# Written task
Starting at the first line of the listing below, retype each line up to and including the one that contains "const HEAD3 = ['Adresu". Leave pictures out.

# Dataset section
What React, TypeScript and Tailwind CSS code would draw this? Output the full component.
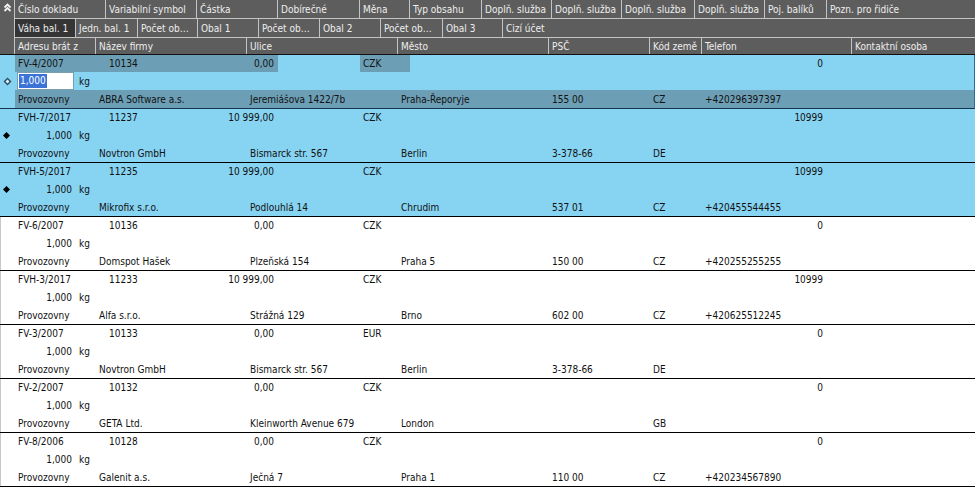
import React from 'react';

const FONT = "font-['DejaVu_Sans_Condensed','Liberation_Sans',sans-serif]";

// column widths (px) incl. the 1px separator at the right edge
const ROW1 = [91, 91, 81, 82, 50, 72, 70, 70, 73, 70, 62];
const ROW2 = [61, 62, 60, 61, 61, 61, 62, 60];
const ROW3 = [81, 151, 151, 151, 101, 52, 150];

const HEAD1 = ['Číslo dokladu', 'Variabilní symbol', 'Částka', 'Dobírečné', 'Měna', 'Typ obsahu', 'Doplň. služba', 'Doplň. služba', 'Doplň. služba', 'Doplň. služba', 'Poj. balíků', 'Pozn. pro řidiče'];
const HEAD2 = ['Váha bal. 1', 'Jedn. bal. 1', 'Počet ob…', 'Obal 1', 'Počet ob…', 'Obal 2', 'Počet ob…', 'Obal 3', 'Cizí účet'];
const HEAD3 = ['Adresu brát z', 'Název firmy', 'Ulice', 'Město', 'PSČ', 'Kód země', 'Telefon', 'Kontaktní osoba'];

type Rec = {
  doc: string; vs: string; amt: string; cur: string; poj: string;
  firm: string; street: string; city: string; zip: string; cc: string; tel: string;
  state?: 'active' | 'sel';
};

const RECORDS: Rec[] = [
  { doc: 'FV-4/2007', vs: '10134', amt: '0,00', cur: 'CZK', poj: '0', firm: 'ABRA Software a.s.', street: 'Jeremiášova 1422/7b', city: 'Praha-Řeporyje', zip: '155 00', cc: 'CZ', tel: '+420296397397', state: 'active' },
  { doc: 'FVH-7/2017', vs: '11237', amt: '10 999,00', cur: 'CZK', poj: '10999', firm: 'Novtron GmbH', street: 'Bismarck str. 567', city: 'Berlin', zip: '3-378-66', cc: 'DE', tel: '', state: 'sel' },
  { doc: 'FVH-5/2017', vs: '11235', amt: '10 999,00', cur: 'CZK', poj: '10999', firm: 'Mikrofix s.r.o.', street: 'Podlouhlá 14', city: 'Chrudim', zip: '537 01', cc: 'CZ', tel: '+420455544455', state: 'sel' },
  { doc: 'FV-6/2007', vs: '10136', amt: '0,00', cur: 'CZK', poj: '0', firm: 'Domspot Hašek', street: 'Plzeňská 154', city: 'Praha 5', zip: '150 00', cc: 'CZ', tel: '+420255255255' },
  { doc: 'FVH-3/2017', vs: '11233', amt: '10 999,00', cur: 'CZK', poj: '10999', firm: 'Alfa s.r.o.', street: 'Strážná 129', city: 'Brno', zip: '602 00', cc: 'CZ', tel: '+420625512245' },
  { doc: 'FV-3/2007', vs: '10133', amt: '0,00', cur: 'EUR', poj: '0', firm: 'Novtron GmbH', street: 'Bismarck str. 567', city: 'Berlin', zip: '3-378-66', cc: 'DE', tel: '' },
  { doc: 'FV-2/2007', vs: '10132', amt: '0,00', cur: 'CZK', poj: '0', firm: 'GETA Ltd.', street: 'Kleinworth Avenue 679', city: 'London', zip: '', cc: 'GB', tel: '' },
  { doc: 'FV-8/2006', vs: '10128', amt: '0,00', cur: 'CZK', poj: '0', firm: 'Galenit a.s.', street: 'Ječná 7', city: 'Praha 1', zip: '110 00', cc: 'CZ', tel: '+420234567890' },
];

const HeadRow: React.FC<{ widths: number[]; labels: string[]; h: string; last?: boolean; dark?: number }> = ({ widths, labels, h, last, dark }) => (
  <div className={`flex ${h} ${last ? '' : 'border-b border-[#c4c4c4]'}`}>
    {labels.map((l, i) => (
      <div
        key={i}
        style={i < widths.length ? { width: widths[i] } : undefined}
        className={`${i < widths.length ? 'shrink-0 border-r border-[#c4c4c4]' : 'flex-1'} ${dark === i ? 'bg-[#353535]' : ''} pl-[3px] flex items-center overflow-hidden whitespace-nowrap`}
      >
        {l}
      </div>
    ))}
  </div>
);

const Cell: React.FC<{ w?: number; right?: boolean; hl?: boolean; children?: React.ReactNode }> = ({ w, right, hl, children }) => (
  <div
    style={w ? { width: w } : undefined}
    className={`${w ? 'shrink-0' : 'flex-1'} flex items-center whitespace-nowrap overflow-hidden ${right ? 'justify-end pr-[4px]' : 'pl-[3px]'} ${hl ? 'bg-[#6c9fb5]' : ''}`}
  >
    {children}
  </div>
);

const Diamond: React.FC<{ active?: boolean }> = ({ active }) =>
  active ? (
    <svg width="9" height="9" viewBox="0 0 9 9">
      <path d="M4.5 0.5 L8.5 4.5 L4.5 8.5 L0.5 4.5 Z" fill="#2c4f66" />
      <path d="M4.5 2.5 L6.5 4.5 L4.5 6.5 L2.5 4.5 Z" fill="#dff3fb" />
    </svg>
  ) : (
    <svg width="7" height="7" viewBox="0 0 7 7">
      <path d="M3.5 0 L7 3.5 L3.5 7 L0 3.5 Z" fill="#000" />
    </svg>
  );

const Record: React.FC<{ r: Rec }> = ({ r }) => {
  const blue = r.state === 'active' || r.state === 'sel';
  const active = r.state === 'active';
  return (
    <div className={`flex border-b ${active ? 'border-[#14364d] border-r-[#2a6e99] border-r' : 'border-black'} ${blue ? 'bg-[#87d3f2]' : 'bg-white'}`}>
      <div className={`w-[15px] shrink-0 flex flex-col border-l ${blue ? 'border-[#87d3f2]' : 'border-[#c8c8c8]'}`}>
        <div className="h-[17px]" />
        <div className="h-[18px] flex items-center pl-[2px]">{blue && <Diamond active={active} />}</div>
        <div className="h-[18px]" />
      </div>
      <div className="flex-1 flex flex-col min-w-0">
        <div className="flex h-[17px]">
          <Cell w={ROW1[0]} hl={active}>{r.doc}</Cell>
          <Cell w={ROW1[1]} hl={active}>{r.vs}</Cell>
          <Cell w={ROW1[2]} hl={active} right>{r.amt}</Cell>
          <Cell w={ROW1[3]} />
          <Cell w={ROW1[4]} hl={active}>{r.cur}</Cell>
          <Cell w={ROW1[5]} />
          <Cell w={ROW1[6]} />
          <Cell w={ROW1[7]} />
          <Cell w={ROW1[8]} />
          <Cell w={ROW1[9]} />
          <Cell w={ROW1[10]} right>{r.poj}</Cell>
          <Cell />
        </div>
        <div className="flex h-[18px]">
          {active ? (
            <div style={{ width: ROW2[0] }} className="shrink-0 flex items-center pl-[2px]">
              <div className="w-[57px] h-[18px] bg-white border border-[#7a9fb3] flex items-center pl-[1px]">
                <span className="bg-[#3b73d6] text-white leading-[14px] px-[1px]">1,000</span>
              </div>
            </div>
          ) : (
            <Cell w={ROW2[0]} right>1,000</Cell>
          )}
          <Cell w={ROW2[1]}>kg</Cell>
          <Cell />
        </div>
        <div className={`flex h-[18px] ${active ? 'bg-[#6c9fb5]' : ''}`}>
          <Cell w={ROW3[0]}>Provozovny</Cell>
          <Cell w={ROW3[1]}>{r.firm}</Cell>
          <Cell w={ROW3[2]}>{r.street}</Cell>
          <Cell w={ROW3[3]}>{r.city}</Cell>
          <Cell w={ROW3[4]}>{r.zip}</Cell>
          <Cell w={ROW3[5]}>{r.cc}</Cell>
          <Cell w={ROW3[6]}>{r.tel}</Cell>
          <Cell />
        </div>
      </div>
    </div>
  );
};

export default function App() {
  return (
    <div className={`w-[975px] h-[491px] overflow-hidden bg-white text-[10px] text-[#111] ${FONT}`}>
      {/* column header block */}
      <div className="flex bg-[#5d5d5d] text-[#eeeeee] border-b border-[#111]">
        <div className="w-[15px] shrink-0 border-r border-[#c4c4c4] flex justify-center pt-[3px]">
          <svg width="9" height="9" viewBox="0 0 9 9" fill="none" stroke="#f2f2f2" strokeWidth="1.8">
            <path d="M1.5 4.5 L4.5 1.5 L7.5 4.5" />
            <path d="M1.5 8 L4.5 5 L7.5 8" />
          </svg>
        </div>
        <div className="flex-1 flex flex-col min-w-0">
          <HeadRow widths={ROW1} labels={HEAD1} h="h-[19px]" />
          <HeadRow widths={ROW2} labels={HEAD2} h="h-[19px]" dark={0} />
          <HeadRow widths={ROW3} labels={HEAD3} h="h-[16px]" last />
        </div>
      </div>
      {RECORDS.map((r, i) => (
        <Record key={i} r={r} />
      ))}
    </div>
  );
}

# In response
What React, TypeScript and Tailwind CSS code would draw this? Output the full component.
import React from 'react';

const FONT = "font-['DejaVu_Sans_Condensed','Liberation_Sans',sans-serif]";

// column widths (px) incl. the 1px separator at the right edge
const ROW1 = [91, 91, 81, 82, 50, 72, 70, 70, 73, 70, 62];
const ROW2 = [61, 62, 60, 61, 61, 61, 62, 60];
const ROW3 = [81, 151, 151, 151, 101, 52, 150];

const HEAD1 = ['Číslo dokladu', 'Variabilní symbol', 'Částka', 'Dobírečné', 'Měna', 'Typ obsahu', 'Doplň. služba', 'Doplň. služba', 'Doplň. služba', 'Doplň. služba', 'Poj. balíků', 'Pozn. pro řidiče'];
const HEAD2 = ['Váha bal. 1', 'Jedn. bal. 1', 'Počet ob…', 'Obal 1', 'Počet ob…', 'Obal 2', 'Počet ob…', 'Obal 3', 'Cizí účet'];
const HEAD3 = ['Adresu brát z', 'Název firmy', 'Ulice', 'Město', 'PSČ', 'Kód země', 'Telefon', 'Kontaktní osoba'];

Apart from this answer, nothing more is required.